┌────────

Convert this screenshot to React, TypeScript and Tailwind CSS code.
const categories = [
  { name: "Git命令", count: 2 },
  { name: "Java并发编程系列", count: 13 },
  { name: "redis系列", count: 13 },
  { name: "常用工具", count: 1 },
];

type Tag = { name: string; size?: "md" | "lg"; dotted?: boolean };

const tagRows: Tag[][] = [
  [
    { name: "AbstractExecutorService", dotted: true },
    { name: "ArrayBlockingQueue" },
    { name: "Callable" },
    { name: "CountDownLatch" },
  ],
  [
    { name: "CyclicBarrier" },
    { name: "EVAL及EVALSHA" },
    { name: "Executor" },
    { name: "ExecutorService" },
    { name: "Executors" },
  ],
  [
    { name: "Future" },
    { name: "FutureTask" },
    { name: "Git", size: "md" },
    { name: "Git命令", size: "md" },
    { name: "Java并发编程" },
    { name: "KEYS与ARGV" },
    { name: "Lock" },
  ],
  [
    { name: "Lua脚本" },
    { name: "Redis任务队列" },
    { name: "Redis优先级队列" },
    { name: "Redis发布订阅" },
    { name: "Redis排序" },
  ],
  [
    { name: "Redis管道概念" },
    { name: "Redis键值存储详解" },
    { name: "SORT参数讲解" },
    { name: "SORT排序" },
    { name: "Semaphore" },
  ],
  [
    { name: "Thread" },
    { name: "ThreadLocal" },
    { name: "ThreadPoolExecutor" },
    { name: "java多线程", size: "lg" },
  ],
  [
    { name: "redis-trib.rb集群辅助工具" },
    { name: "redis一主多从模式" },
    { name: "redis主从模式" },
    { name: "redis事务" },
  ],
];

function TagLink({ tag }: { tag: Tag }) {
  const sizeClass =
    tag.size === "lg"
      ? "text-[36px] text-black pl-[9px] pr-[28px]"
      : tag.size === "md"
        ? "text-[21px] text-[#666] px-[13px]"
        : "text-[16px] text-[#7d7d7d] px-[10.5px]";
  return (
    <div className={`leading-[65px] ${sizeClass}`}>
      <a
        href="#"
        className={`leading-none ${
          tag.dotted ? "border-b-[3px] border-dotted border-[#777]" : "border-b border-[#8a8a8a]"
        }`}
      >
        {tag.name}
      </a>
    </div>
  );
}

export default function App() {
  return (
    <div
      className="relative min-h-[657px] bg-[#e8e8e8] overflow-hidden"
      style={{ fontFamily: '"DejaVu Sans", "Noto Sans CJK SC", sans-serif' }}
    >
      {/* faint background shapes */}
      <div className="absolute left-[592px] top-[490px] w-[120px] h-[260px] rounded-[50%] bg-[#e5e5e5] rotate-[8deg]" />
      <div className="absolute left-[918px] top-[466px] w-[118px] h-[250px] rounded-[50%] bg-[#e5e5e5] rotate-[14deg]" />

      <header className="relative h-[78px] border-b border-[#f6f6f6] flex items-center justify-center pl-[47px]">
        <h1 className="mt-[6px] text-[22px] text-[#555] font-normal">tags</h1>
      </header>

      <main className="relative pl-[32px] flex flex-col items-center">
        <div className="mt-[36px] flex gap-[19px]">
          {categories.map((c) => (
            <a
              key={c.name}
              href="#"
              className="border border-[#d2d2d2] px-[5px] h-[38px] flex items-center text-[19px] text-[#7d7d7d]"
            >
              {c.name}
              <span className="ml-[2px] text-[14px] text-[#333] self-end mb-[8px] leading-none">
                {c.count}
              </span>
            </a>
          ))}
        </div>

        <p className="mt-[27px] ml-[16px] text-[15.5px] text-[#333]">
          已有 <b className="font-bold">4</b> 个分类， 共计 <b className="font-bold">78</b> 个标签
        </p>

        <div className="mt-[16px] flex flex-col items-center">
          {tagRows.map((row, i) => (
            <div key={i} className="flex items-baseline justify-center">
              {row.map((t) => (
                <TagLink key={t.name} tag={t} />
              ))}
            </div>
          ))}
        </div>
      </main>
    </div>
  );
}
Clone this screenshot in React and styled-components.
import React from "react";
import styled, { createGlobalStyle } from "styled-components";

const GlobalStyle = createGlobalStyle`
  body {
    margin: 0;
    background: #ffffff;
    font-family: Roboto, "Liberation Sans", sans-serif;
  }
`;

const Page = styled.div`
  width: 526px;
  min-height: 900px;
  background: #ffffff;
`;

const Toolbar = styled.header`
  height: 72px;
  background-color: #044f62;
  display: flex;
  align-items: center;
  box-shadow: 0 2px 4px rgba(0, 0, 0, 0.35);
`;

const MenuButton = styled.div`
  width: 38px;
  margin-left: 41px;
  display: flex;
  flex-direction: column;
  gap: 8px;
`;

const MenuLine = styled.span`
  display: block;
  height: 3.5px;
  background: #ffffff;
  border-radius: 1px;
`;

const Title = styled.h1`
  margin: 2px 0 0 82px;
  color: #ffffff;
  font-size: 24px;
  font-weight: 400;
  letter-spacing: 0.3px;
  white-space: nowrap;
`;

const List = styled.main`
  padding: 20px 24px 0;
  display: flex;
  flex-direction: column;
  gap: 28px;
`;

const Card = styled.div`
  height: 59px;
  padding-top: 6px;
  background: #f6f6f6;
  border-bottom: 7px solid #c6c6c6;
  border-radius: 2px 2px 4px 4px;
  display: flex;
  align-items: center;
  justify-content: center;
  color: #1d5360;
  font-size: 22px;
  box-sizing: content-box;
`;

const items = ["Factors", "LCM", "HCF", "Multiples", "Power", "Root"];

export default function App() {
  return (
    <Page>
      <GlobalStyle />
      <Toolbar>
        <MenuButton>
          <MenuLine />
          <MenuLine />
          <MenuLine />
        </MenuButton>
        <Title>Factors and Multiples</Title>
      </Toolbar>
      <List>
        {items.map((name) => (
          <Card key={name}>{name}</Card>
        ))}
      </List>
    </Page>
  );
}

└────────
┌────────

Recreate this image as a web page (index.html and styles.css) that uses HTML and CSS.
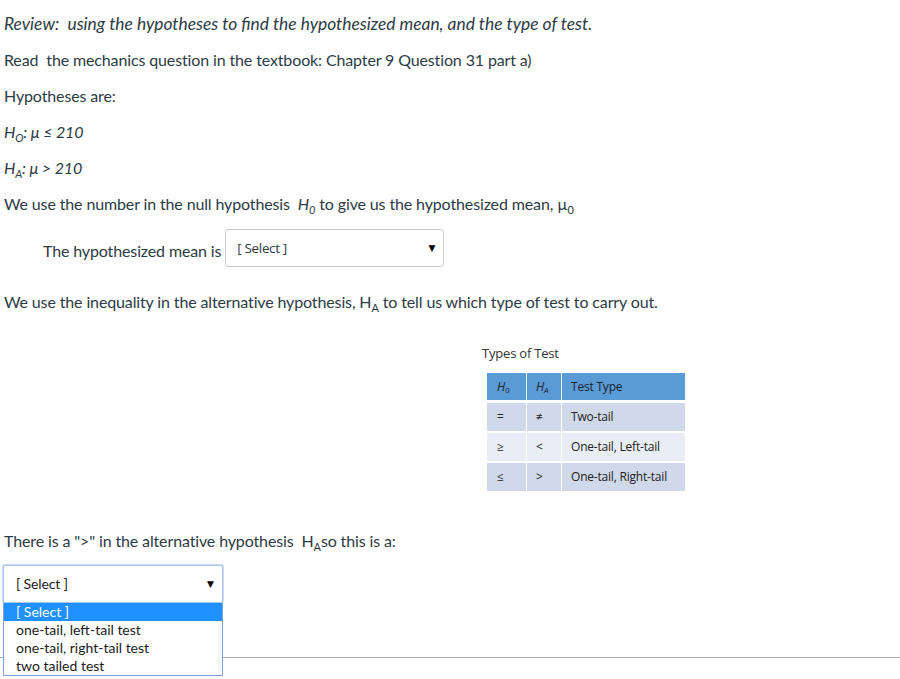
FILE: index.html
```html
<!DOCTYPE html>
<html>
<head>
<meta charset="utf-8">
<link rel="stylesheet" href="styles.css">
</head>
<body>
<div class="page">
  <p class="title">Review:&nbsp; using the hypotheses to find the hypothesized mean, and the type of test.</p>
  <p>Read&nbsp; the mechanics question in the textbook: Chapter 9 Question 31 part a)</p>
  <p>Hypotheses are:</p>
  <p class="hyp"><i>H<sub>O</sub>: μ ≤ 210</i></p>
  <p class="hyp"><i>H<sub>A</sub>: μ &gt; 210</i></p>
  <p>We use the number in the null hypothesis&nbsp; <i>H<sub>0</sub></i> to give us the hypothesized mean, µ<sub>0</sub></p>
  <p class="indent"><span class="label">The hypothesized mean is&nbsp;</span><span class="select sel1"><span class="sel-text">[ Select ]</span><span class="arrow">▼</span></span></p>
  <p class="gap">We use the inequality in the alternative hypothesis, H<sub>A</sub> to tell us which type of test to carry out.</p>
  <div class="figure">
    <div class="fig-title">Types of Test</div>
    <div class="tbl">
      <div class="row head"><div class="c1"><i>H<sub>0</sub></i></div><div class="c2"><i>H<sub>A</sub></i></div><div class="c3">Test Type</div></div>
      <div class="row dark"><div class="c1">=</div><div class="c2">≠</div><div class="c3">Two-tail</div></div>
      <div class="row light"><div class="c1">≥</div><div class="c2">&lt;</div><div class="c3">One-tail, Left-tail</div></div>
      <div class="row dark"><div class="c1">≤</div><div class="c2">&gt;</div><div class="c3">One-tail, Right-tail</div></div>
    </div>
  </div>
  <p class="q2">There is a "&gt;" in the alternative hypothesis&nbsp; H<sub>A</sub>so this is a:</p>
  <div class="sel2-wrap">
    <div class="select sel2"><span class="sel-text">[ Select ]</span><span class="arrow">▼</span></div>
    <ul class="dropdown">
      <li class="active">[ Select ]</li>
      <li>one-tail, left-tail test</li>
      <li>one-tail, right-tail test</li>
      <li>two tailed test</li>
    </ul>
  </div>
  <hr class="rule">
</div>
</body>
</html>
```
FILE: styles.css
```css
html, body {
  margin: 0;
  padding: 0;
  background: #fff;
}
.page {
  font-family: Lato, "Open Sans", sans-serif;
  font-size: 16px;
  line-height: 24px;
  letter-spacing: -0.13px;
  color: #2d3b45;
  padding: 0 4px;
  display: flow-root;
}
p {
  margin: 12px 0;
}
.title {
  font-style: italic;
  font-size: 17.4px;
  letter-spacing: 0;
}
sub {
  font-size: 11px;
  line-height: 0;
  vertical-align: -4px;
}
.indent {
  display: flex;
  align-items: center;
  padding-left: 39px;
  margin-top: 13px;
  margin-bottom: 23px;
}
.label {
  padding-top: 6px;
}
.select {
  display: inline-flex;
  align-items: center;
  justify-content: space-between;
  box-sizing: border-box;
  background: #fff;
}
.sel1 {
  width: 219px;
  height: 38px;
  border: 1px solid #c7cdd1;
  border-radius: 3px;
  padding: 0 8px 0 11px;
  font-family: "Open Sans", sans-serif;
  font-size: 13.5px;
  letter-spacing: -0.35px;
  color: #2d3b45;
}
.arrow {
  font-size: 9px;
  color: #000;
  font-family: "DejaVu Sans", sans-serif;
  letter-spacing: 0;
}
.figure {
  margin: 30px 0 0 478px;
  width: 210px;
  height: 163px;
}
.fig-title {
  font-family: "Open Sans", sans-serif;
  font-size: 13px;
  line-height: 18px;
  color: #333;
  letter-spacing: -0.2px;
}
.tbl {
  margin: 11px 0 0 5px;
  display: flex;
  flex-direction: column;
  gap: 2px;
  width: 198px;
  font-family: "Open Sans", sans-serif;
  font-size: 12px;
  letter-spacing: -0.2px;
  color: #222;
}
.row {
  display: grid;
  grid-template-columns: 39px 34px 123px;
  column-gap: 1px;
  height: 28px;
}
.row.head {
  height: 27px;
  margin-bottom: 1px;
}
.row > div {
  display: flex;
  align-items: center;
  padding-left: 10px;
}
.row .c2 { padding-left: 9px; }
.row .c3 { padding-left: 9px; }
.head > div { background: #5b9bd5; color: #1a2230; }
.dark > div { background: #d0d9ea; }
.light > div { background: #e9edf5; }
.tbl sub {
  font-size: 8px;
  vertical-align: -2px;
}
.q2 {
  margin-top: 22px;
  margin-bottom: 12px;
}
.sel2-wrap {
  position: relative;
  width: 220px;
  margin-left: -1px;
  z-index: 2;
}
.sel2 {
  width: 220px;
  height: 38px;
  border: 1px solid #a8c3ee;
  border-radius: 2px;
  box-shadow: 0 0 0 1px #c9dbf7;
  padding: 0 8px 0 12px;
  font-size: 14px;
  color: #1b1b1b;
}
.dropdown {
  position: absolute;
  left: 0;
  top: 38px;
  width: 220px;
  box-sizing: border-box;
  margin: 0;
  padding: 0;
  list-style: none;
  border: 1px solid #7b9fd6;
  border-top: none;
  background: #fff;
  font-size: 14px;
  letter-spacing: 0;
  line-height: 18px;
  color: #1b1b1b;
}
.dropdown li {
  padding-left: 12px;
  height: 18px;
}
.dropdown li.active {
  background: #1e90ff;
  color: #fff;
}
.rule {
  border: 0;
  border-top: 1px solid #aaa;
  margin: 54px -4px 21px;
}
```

└────────
┌────────

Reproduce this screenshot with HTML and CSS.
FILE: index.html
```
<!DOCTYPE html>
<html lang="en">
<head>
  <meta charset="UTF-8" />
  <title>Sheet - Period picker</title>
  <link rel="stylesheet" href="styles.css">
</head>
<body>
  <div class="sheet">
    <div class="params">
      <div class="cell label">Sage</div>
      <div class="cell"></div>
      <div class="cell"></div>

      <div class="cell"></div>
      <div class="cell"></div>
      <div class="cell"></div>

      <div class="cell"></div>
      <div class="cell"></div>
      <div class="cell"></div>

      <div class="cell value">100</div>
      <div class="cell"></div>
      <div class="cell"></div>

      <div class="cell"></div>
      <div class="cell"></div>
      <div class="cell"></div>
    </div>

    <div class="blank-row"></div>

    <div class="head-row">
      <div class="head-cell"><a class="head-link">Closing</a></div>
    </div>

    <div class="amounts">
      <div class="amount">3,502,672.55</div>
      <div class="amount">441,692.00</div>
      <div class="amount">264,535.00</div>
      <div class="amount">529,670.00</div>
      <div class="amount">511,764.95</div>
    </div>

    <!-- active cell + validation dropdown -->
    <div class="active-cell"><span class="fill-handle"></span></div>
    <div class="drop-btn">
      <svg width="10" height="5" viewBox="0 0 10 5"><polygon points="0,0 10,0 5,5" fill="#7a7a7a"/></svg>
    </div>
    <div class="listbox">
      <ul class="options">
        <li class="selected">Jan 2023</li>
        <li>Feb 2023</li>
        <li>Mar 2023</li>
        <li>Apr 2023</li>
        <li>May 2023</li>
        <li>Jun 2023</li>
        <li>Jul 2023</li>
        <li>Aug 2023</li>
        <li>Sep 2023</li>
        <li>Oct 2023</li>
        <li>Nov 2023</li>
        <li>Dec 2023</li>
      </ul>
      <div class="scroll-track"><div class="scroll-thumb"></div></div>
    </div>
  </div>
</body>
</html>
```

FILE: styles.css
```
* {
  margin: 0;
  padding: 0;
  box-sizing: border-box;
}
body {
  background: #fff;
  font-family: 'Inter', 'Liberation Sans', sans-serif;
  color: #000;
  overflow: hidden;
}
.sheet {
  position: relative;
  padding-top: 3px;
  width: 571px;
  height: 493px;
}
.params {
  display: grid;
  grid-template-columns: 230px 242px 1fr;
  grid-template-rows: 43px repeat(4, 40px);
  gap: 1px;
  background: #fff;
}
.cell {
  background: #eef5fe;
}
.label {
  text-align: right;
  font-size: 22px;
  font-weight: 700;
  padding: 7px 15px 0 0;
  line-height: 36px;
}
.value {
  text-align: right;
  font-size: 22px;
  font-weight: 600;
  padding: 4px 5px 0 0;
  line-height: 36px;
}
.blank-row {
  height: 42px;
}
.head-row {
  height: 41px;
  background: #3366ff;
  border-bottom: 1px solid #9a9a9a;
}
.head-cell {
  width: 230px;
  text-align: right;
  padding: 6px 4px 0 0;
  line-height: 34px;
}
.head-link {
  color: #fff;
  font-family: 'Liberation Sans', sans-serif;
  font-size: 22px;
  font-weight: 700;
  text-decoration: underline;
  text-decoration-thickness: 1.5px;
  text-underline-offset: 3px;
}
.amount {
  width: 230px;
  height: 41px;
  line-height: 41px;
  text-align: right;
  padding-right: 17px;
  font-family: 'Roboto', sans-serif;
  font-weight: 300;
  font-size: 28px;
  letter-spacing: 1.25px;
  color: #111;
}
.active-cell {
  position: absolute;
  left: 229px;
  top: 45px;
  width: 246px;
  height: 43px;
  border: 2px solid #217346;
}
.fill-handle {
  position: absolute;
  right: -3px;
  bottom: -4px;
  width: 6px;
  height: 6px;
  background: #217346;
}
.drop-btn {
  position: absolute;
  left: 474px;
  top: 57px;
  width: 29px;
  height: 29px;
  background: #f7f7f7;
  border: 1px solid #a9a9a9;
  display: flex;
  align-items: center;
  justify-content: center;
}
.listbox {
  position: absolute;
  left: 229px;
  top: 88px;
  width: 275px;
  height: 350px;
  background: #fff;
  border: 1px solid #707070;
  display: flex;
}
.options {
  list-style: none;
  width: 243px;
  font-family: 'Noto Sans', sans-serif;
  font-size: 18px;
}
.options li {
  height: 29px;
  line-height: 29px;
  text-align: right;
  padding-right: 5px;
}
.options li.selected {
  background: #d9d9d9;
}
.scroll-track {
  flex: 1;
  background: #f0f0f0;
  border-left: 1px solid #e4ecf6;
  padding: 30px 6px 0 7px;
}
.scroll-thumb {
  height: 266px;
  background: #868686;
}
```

└────────

▸ WRITTEN TASK: What is the number of lines in this listing that contain the word "React"? Answer with that number and nothing else.

▸ EXPECTED OUTPUT: 3